In a comment signifying the seriousness with which the courts view employees’ breaches of business confidences, Justice Palmer said: “Employers should feel able to entrust their business confidences to their employees with security. Employees should know that deliberate and dishonest breach of their fiduciary duties of loyalty, calculated to produce profit for themselves, will not go unpunished and that, at the end of the day, breach of those duties does not pay.”
Employers should not expect they will now have an easy path pursuing current or former employees who have taken confidential information or customers with them.

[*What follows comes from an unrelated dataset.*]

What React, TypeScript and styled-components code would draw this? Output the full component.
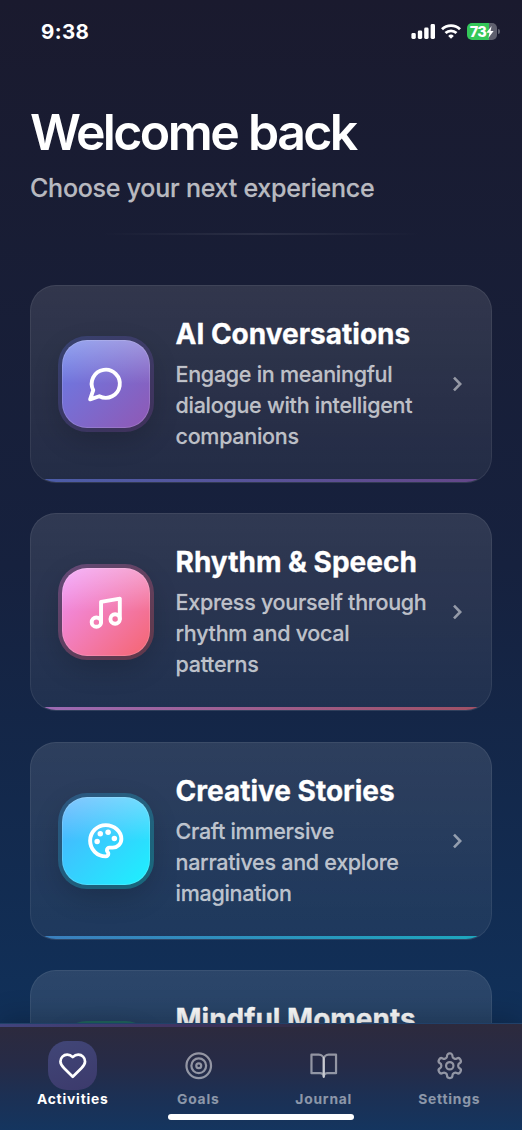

It can often be difficult to find enough evidence to prove that an employee, or former employee, has taken confidential information or a business’s customers. Another hurdle is proving what damage this has caused to the business.
To better protect themselves, employers need to set up properly drafted employment contracts with clauses covering confidential information, reasonable non-competition and non-solicitation of customers. It needs to be clear that the clauses will continue to apply after employment ends. Restraint of trade clauses must be carefully worded or they will not be enforceable.
Good contracts, plus comprehensive business plans and information which can be used to show potential loss of business, will provide better protection of a business’s knowledge and relationships. Best of all, a culture of respect and loyalty will provide the value base to minimise the risks of current or past employees stealing confidential information and business.